Y buena prueba de ello es que su influencia se mantiene en escritores españoles de terror actuales, y ahí están los trabajos de José Carlos Somoza, Emilio Bueso, Jesús Cañadas o Ismael Martínez Biurrun reinterpretando —cada uno a su manera— el imaginario de Lovecraft con espléndidos resultados. También es asombrosa la cantidad de páginas web de aficionados al universo lovecraftiano donde se publican relatos, módulos para jugar a alguno de los juegos de rol basados en los Mitos de Cthulhu y un sinfín de cosas más.
Lovecraft es también el responsable de la creación del libro inexistente más famoso de la historia de la Literatura: El Necronomicrón, mencionado por primera vez en el cuento La ciudad sin nombre, supuestamente escrito por el «árabe loco» Abdul Alhazred. Es un libro de magia cuya lectura provoca la locura y la muerte de una forma atroz. En el caso de conseguir descifrarlo y seguir vivo —por cierto, se dice que fue editado en España en el siglo XVI— permite el acceso a fórmulas mágicas que permitirían invocar a los Antiguos, entidades sobrenaturales de poder inmenso y maldad sin límites que permanecen en letargo esperando a que alguien los despierte y apoderarse de este mundo.
En la narrativa de Lovecraft aparecen sólo fragmentos indirectos de este grimorio maldito y su cita más famosa, la que se refiere al mismísmo Cthulhu y que dice aquello de «no está muerto lo que puede yacer eternamente, y con el paso de extraños eones incluso la muerte puede morir». La obra de Lovecraft parece destinada a convertirse en algo tan eterno como sus monstruos dormidos en lo profundo del océano o más allá de las estrellas.
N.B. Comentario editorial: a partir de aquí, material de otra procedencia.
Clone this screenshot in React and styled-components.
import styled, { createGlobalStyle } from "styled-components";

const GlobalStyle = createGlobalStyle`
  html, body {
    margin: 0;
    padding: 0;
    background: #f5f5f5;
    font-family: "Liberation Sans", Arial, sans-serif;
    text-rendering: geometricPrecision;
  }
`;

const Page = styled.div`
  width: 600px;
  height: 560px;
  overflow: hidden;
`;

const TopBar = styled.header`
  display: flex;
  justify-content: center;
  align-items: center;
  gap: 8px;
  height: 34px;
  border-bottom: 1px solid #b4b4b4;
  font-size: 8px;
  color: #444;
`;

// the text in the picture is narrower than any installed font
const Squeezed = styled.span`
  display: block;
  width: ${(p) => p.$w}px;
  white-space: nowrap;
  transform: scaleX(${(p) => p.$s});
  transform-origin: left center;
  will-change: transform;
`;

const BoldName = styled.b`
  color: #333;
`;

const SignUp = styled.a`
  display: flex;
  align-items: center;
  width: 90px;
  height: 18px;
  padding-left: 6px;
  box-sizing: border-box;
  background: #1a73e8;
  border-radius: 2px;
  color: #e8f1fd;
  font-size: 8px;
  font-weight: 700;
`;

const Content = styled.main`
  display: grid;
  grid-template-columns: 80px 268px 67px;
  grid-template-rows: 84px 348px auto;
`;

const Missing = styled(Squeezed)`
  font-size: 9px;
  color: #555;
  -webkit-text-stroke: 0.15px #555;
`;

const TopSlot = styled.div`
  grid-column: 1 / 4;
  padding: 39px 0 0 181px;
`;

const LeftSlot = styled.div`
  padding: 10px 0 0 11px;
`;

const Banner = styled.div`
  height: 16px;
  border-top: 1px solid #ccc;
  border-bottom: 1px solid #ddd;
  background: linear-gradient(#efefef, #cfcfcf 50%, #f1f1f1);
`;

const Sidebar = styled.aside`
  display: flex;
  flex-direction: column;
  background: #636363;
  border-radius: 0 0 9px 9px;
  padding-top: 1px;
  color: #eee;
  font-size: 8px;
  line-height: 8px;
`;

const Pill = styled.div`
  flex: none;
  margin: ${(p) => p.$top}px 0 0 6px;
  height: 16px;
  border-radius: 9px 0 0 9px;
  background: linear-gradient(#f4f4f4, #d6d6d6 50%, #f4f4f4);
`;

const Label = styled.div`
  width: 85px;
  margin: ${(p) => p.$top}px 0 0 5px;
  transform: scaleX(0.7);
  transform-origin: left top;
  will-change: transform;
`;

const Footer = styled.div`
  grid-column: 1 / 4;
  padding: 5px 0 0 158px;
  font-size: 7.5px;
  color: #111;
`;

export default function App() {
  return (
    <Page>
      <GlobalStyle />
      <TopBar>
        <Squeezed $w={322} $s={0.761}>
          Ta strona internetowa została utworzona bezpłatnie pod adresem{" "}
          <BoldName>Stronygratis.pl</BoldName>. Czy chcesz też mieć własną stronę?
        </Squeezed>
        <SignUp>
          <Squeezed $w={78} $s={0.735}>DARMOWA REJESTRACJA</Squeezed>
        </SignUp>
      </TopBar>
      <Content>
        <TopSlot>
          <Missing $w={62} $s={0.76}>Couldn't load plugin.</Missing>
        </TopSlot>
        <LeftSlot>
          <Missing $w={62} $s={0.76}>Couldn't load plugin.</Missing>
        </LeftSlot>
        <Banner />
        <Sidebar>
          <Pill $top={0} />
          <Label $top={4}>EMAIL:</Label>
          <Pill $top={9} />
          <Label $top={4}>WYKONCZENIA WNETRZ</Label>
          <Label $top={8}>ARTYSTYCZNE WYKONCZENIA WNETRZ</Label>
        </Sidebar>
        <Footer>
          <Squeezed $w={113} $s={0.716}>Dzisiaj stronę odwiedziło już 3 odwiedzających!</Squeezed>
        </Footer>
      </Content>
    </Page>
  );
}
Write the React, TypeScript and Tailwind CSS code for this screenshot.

En todo caso, si alguna vez se encuentra el Necronomicrón, lo ideal sería que se publicara en una edición crítica anotada por Rafael Llopis y traducida por Francisco Torres Oliver. Todos moriremos igual en el espantoso Apocalipsis que se desatará una vez que se revelen sus secretos y los Antiguos vuelvan, pero al menos tendremos la garantía de que el trabajo editorial habrá sido tan impecable y admirable como el que llevaron a cabo hace ahora cincuenta años.